In the beginning of my senior year, I had no idea where I would end up after high school: whether I would be staying or leaving home for college. As I weighed my options, my friends and peers constantly talked about moving to a different state or country. I felt like everyone would look down on me if I stayed home because I wouldn’t get the same experiences as them. Amid discussions and periods of reflection, I came to realize that staying home shouldn’t be stigmatized.
After I made my decision to attend San Jose State University, I wanted to live on campus my freshman year so I could still achieve that college paradigm of self-reliance, but my parents were adamant I stay home. We constantly fought about housing and what my future would look like. I felt completely defeated when they told me that staying at home was my only choice.
I carried this feeling of indignance with me until we sat down for dinner to talk in a calmer manner about the benefits of staying at home: not having to share a room and bathroom with strangers, having access to home-cooked meals, not having to worry about the Freshman 15, having a strong and secure support system nearby, having a car that I could take anywhere and the chance to save money.
My parents and I also chatted about why so many students at Lynbrook want to move out for college.
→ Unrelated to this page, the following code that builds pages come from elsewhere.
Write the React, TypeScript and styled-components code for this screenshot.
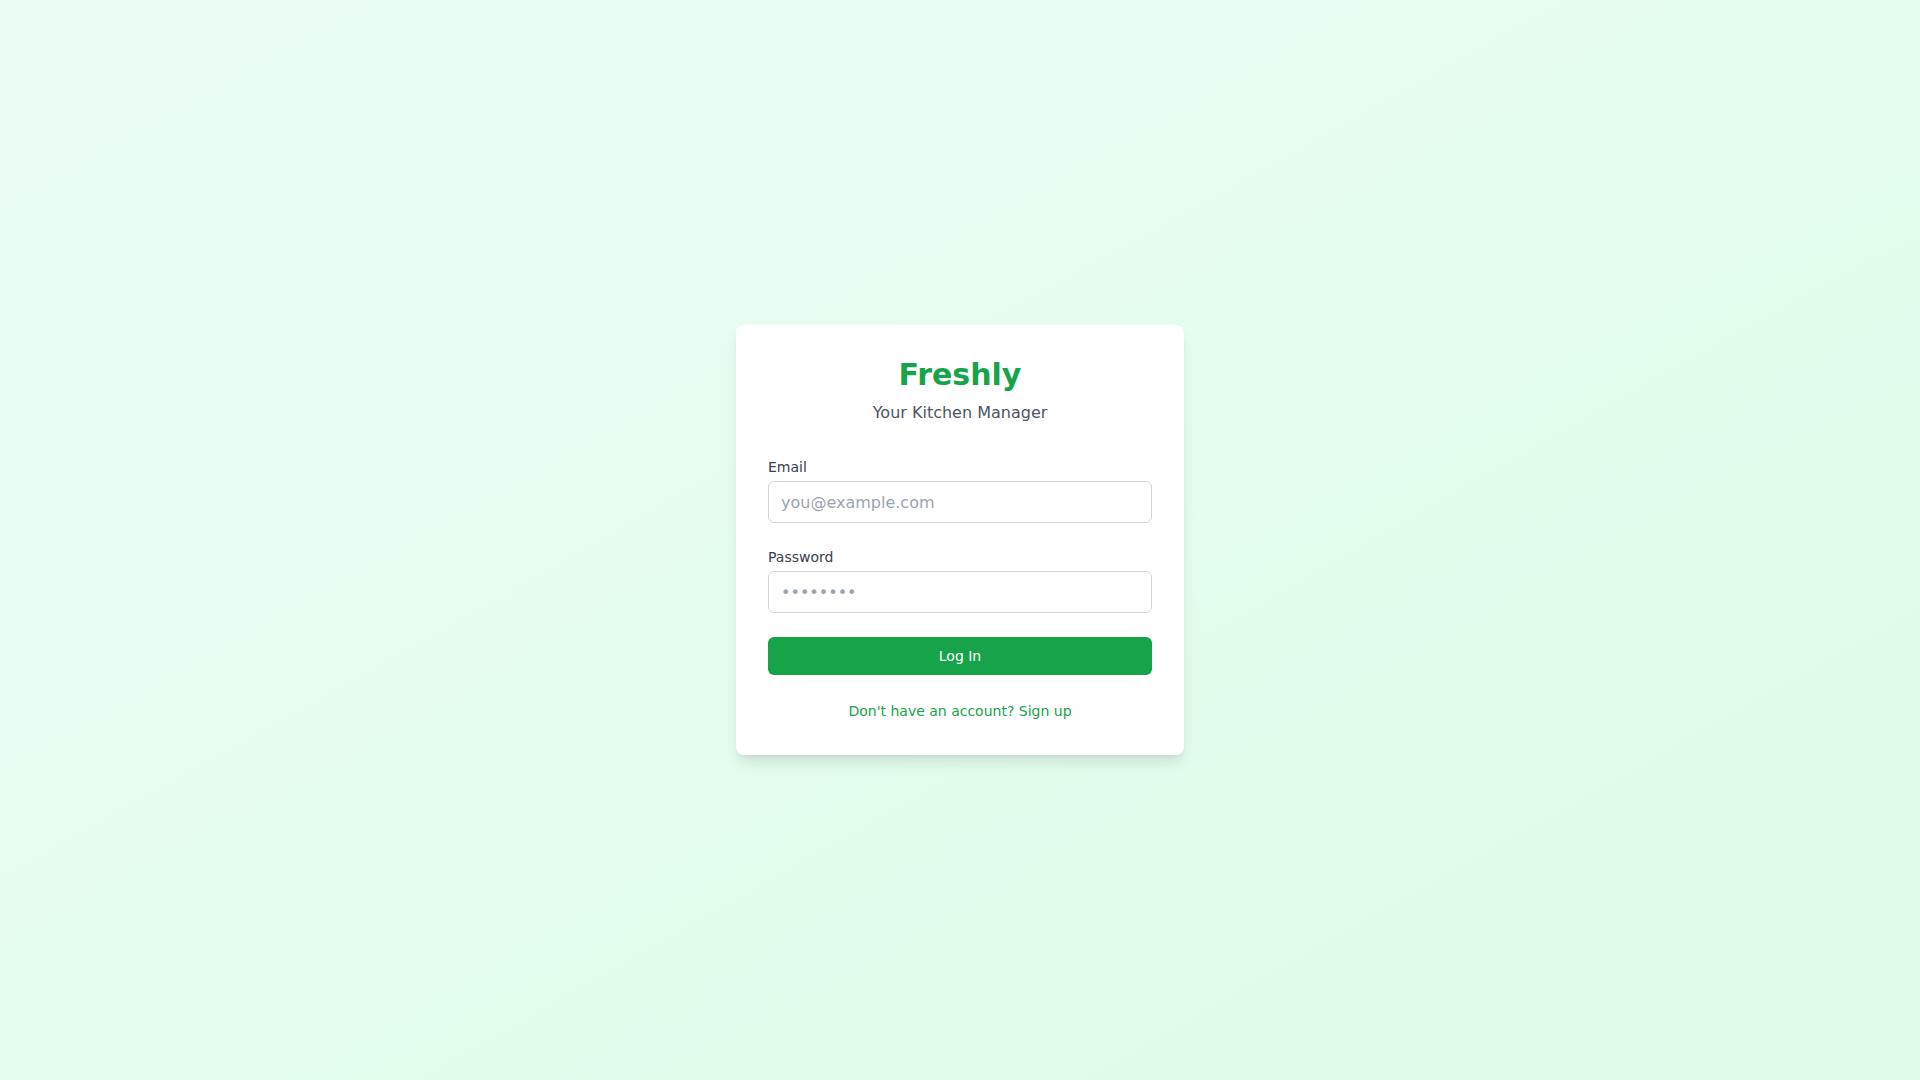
import React from "react"
import styled, { createGlobalStyle } from "styled-components"

const GlobalStyle = createGlobalStyle`
    * { box-sizing: border-box; }
    body {
        margin: 0;
        font-family: "DejaVu Sans", sans-serif;
    }
`;

const Page = styled.div`
    min-height: 100vh;
    display: flex;
    align-items: center;
    justify-content: center;
    background: linear-gradient(to bottom right, #ecfdf5, #dcfce7);
`;

const Card = styled.div`
    width: 448px;
    background: #ffffff;
    border-radius: 8px;
    padding: 32px;
    box-shadow: 0 10px 15px -3px rgba(0, 0, 0, 0.1), 0 4px 6px -4px rgba(0, 0, 0, 0.1);
`;

const Header = styled.div`
    text-align: center;
    margin-bottom: 32px;
`;

const Title = styled.h1`
    margin: 0;
    font-size: 30px;
    line-height: 36px;
    font-weight: bold;
    color: #16a34a;
`;

const Subtitle = styled.p`
    margin: 8px 0 0;
    font-size: 16px;
    line-height: 24px;
    color: #4b5563;
`;

const Form = styled.form`
    display: flex;
    flex-direction: column;
    gap: 24px;
`;

const Field = styled.div`
    display: flex;
    flex-direction: column;
`;

const Label = styled.label`
    font-size: 14px;
    line-height: 20px;
    color: #374151;
    margin-bottom: 4px;
`;

const Input = styled.input`
    width: 100%;
    height: 42px;
    padding: 8px 12px;
    border: 1px solid #d1d5db;
    border-radius: 6px;
    font-family: inherit;
    font-size: 16px;
    line-height: 24px;
    color: #111827;
    outline: none;

    &::placeholder {
        color: #9ca3af;
    }
`;

const Button = styled.button`
    width: 100%;
    height: 38px;
    border: none;
    border-radius: 6px;
    background: #16a34a;
    color: #ffffff;
    font-family: inherit;
    font-size: 14px;
    line-height: 20px;
    cursor: pointer;
`;

const Footer = styled.p`
    margin: 24px 0 0;
    text-align: center;
    font-size: 14px;
    line-height: 24px;
`;

const Link = styled.a`
    color: #16a34a;
    text-decoration: none;
`;

const App: React.FC = () => {
    return (
        <>
            <GlobalStyle />
            <Page>
                <Card>
                    <Header>
                        <Title>Freshly</Title>
                        <Subtitle>Your Kitchen Manager</Subtitle>
                    </Header>
                    <Form onSubmit={(e) => e.preventDefault()}>
                        <Field>
                            <Label htmlFor="email">Email</Label>
                            <Input id="email" type="email" placeholder="you@example.com" />
                        </Field>
                        <Field>
                            <Label htmlFor="password">Password</Label>
                            <Input id="password" type="password" placeholder="••••••••" />
                        </Field>
                        <Button type="submit">Log In</Button>
                    </Form>
                    <Footer>
                        <Link href="#">Don't have an account? Sign up</Link>
                    </Footer>
                </Card>
            </Page>
        </>
    )
}

export default App;
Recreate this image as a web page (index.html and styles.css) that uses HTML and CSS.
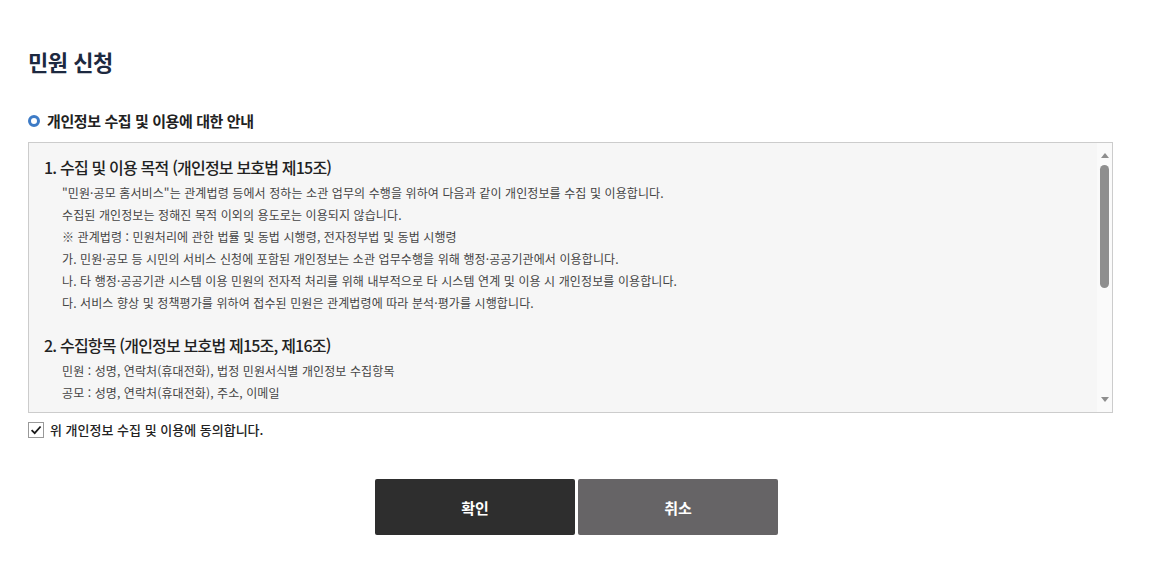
FILE: index.html
```html
<!DOCTYPE html>
<html lang="ko">
<head>
    <meta charset="UTF-8">
    <meta name="viewport" content="width=device-width, initial-scale=1.0">
    <title>민원 신청</title>
    <link rel="stylesheet" href="styles.css">
</head>
<body>
    <div class="page">
        <h2 class="title">민원 신청</h2>

        <h3 class="sub-title"><span class="dot"></span>개인정보 수집 및 이용에 대한 안내</h3>

        <div class="terms-box">
            <div class="terms-content">
                <div class="terms-section">
                    <h4>1. 수집 및 이용 목적 (개인정보 보호법 제15조)</h4>
                    <p>"민원·공모 홈서비스"는 관계법령 등에서 정하는 소관 업무의 수행을 위하여 다음과 같이 개인정보를 수집 및 이용합니다.</p>
                    <p>수집된 개인정보는 정해진 목적 이외의 용도로는 이용되지 않습니다.</p>
                    <p>※ 관계법령 : 민원처리에 관한 법률 및 동법 시행령, 전자정부법 및 동법 시행령</p>
                    <p>가. 민원·공모 등 시민의 서비스 신청에 포함된 개인정보는 소관 업무수행을 위해 행정·공공기관에서 이용합니다.</p>
                    <p>나. 타 행정·공공기관 시스템 이용 민원의 전자적 처리를 위해 내부적으로 타 시스템 연계 및 이용 시 개인정보를 이용합니다.</p>
                    <p>다. 서비스 향상 및 정책평가를 위하여 접수된 민원은 관계법령에 따라 분석·평가를 시행합니다.</p>
                </div>
                <div class="terms-section">
                    <h4>2. 수집항목 (개인정보 보호법 제15조, 제16조)</h4>
                    <p>민원 : 성명, 연락처(휴대전화), 법정 민원서식별 개인정보 수집항목</p>
                    <p>공모 : 성명, 연락처(휴대전화), 주소, 이메일</p>
                </div>
            </div>
            <!-- scrollbar look of the original box -->
            <div class="scrollbar">
                <span class="arrow arrow-up"></span>
                <span class="thumb"></span>
                <span class="arrow arrow-down"></span>
            </div>
        </div>

        <label class="agree">
            <span class="check-box">
                <svg width="12" height="12" viewBox="0 0 12 12"><path d="M1.6 6.1 L4.7 9.1 L10.6 2.5" fill="none" stroke="#1a1a1a" stroke-width="1.8"/></svg>
            </span>
            위 개인정보 수집 및 이용에 동의합니다.
        </label>

        <div class="btn-area">
            <a href="#" class="btn btn-ok">확인</a>
            <a href="#" class="btn btn-cancel">취소</a>
        </div>
    </div>
</body>
</html>
```

FILE: styles.css
```css
body {
    margin: 0;
    padding: 0;
    background: #fff;
    font-family: 'Noto Sans CJK KR', 'Noto Sans', sans-serif;
    color: #333;
}

.page {
    padding: 45px 46px 0 28px;
}

.title {
    margin: 0;
    font-size: 22px;
    line-height: 32px;
    font-weight: bold;
    color: #1d2940;
    letter-spacing: -0.5px;
}

.sub-title {
    display: flex;
    align-items: center;
    margin: 33px 0 10px;
    font-size: 15px;
    line-height: 22px;
    font-weight: bold;
    color: #222;
    letter-spacing: -0.4px;
}

.dot {
    width: 6px;
    height: 6px;
    border: 3.5px solid #3d7bc6;
    border-radius: 50%;
    margin-right: 7px;
}

/* terms box */
.terms-box {
    display: flex;
    height: 271px;
    box-sizing: border-box;
    border: 1px solid #cccccc;
    background: #f6f6f6;
}

.terms-content {
    flex: 1;
    overflow: hidden;
    padding: 11px 15px 0;
}

.scrollbar {
    display: flex;
    flex-direction: column;
    align-items: center;
    width: 15px;
    background: #fafafa;
}

.arrow {
    width: 0;
    height: 0;
    border-left: 4px solid transparent;
    border-right: 4px solid transparent;
}

.arrow-up {
    margin-top: 10px;
    border-bottom: 5px solid #8e8e8e;
}

.arrow-down {
    margin-top: auto;
    margin-bottom: 10px;
    border-top: 5px solid #8e8e8e;
}

.thumb {
    width: 9px;
    height: 123px;
    margin-top: 7px;
    border-radius: 5px;
    background: #8e8e8e;
}

.terms-section {
    margin-bottom: 18px;
}

.terms-section h4 {
    margin: 0 0 2px;
    font-size: 16px;
    line-height: 26px;
    font-weight: 500;
    color: #222;
    letter-spacing: -0.8px;
}

.terms-section p {
    margin: 0;
    padding-left: 18px;
    font-size: 12px;
    line-height: 22px;
    color: #444;
    letter-spacing: 0.1px;
}

.agree {
    display: flex;
    align-items: center;
    margin-top: 9px;
    font-size: 13px;
    line-height: 16px;
    font-weight: 500;
    color: #222;
}

.check-box {
    display: flex;
    align-items: center;
    justify-content: center;
    width: 14px;
    height: 14px;
    border: 1px solid #999;
    background: #fff;
    margin-right: 6px;
}

.btn-area {
    display: flex;
    justify-content: center;
    gap: 3px;
    margin-top: 41px;
    padding-left: 12px;
}

.btn {
    display: flex;
    align-items: center;
    justify-content: center;
    width: 200px;
    height: 56px;
    border-radius: 2px;
    color: #fff;
    font-size: 15px;
    font-weight: bold;
    text-decoration: none;
}

.btn-ok {
    background: #2e2e2e;
}

.btn-cancel {
    background: #666466;
}
```
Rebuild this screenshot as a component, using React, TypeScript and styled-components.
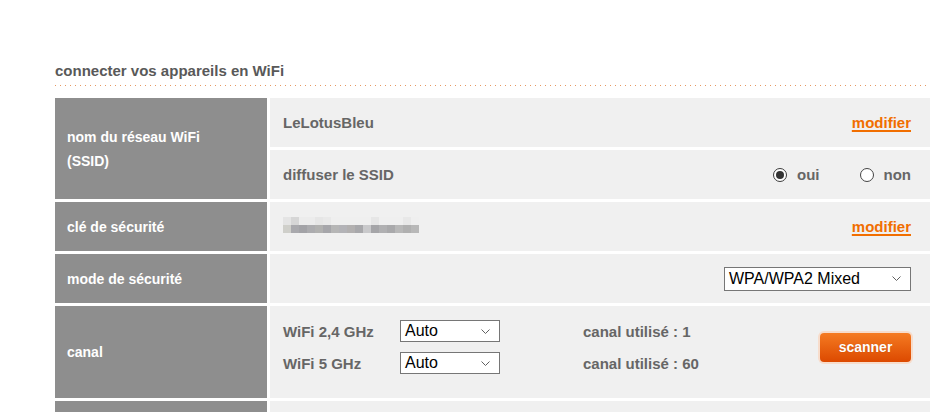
import React from "react";
import styled, { createGlobalStyle } from "styled-components";

const GlobalStyle = createGlobalStyle`
  html, body {
    margin: 0;
    padding: 0;
    background: #ffffff;
    overflow: hidden;
  }
  body {
    font-family: "Liberation Sans", Arial, sans-serif;
  }
`;

const Page = styled.div`
  padding: 62px 0 0 55px;
  width: 875px;
`;

const Title = styled.h2`
  margin: 0;
  font-size: 15px;
  line-height: 18px;
  font-weight: bold;
  color: #595959;
  padding-bottom: 5px;
`;

const Dotted = styled.div`
  height: 1px;
  background-image: linear-gradient(to right, #e8975f 1px, transparent 1px);
  background-size: 5px 1px;
  margin-bottom: 12px;
`;

const Table = styled.div`
  display: flex;
  flex-direction: column;
  gap: 3px;
`;

const Row = styled.div`
  display: grid;
  grid-template-columns: 212px 660px;
  column-gap: 3px;
`;

const Label = styled.div`
  background: #8e8e8e;
  color: #ffffff;
  font-size: 14px;
  font-weight: bold;
  line-height: 24px;
  padding: 0 12px;
  display: flex;
  align-items: center;
  min-height: 49px;
`;

const Stack = styled.div`
  display: flex;
  flex-direction: column;
  gap: 3px;
`;

const Cell = styled.div<{ $tall?: boolean; $end?: boolean }>`
  background: #f0f0f0;
  color: #666666;
  font-size: 15px;
  font-weight: bold;
  height: ${(p) => (p.$tall ? "92px" : "49px")};
  box-sizing: border-box;
  padding: 0 19px 0 13px;
  display: flex;
  align-items: center;
  justify-content: ${(p) => (p.$end ? "flex-end" : "space-between")};
`;

const Link = styled.a`
  color: #f16e00;
  text-decoration: underline;
  text-decoration-thickness: 2px;
  text-underline-offset: 2px;
  cursor: pointer;
`;

const Radios = styled.div`
  display: flex;
  align-items: center;
  gap: 40px;
  margin-left: auto;
`;

const RadioItem = styled.label`
  display: flex;
  align-items: center;
  gap: 10px;
`;

const RadioDot = styled.span<{ $on?: boolean }>`
  width: 14px;
  height: 14px;
  box-sizing: border-box;
  border-radius: 50%;
  border: ${(p) => (p.$on ? "1.5px solid #3a3a3a" : "1px solid #444")};
  background: #ffffff;
  display: flex;
  align-items: center;
  justify-content: center;
  &::after {
    content: "";
    width: 8px;
    height: 8px;
    border-radius: 50%;
    background: #333333;
    display: ${(p) => (p.$on ? "block" : "none")};
  }
`;

const Pixels = styled.div`
  display: grid;
  grid-template-columns: repeat(17, 8px);
  grid-template-rows: 8px 8px;
  margin-top: -3px;
`;

const Pixel = styled.span<{ $c: string }>`
  background: ${(p) => p.$c};
`;

const SelectBox = styled.div<{ $w: number; $h: number }>`
  width: ${(p) => p.$w}px;
  height: ${(p) => p.$h}px;
  box-sizing: border-box;
  border: 1px solid #767676;
  background: #ffffff;
  color: #000000;
  font-size: 16px;
  font-weight: normal;
  padding: 0 9px 0 4px;
  display: flex;
  align-items: center;
  justify-content: space-between;
`;

const Chevron = () => (
  <svg width="9" height="5" viewBox="0 0 9 5">
    <polyline points="0.5,0.5 4.5,4.5 8.5,0.5" fill="none" stroke="#606060" strokeWidth="1" />
  </svg>
);

const Select = ({ value, width, height = 24 }: { value: string; width: number; height?: number }) => (
  <SelectBox $w={width} $h={height}>
    <span>{value}</span>
    <Chevron />
  </SelectBox>
);

const CanalBody = styled.div`
  display: flex;
  align-items: center;
  width: 100%;
  padding: 14px 0 24px;
  box-sizing: border-box;
  height: 100%;
`;

const CanalGrid = styled.div`
  display: grid;
  grid-template-columns: 117px 183px auto;
  row-gap: 10px;
  align-items: center;
`;

const ScanButton = styled.button`
  margin-left: auto;
  width: 91px;
  height: 29px;
  border: none;
  border-radius: 4px;
  background: linear-gradient(#f57b22, #dc4900);
  box-shadow: 0 0 0 2px #f7dccb;
  color: #ffffff;
  font-family: "Liberation Sans", Arial, sans-serif;
  font-size: 14px;
  font-weight: bold;
  text-shadow: 0 0 1px rgba(120, 40, 0, 0.4);
  cursor: pointer;
`;

const topRow = ["#e4e4e4", "#d6d6d6", "#ececec", "#ececec", "#e6e6e6", "#e9e9e9", "#efefef", "#efefef", "#efefef", "#efefef", "#efefef", "#e6e6e6", "#efefef", "#efefef", "#efefef", "#e8e8e8", "#efefef"];
const bottomRow = ["#cfcfca", "#a9a9ad", "#a3a3a7", "#acacaf", "#b1b1b0", "#a6a6aa", "#b6b6b6", "#b3b3b7", "#b2b0b0", "#a8a8ab", "#c9c9cb", "#a5a5a8", "#b0b0b2", "#a9a9ab", "#b8b8b8", "#b0b0b0", "#b8b8b8"];

const App = () => {
  return (
    <>
      <GlobalStyle />
      <Page>
        <Title>connecter vos appareils en WiFi</Title>
        <Dotted />
        <Table>
          <Row>
            <Label>nom du réseau WiFi<br />(SSID)</Label>
            <Stack>
              <Cell>
                <span>LeLotusBleu</span>
                <Link>modifier</Link>
              </Cell>
              <Cell>
                <span>diffuser le SSID</span>
                <Radios>
                  <RadioItem>
                    <RadioDot $on />
                    oui
                  </RadioItem>
                  <RadioItem>
                    <RadioDot />
                    non
                  </RadioItem>
                </Radios>
              </Cell>
            </Stack>
          </Row>
          <Row>
            <Label>clé de sécurité</Label>
            <Cell>
              <Pixels>
                {topRow.concat(bottomRow).map((c, i) => (
                  <Pixel key={i} $c={c} />
                ))}
              </Pixels>
              <Link>modifier</Link>
            </Cell>
          </Row>
          <Row>
            <Label>mode de sécurité</Label>
            <Cell $end>
              <Select value="WPA/WPA2 Mixed" width={187} />
            </Cell>
          </Row>
          <Row>
            <Label>canal</Label>
            <Cell $tall>
              <CanalBody>
                <CanalGrid>
                  <span>WiFi 2,4 GHz</span>
                  <Select value="Auto" width={100} height={22} />
                  <span>canal utilisé : 1</span>
                  <span>WiFi 5 GHz</span>
                  <Select value="Auto" width={100} height={22} />
                  <span>canal utilisé : 60</span>
                </CanalGrid>
                <ScanButton>scanner</ScanButton>
              </CanalBody>
            </Cell>
          </Row>
          <Row>
            <Label />
            <Cell />
          </Row>
        </Table>
      </Page>
    </>
  );
};

export default App;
Lynbrook’s culture pressures students to obtain high grades and be locked into the Bay Area mindset, and as a result of this and other factors, many of my peers have a poor relationship with their parents that compels them to want to attend college far away from home.
But, I never felt this parent-child strain. In fact, I realized that another advantage of staying at home is how I can still be around my parents. All my life, my parents have done nothing but tell me that doing my best is all that matters; they never pressured me to excel in whatever I wasn’t comfortable with. I am grateful for that and the continued opportunity to connect with them further.
As a child, they knew how much I hated taking academic classes outside of school, so instead, they would sign me up for ice skating, swimming and other fun activities. When discussing my future, they never pushed me to go into any specific field while encouraging me to do whatever would make me happy.
Once I saw just how much I had underappreciated my relationship with my parents, all the money saved and the opportunities I would have despite staying, I got on board with the idea of living at home for college. I wouldn’t be who I am today without them, so why not spend a few more years calling them my roommates?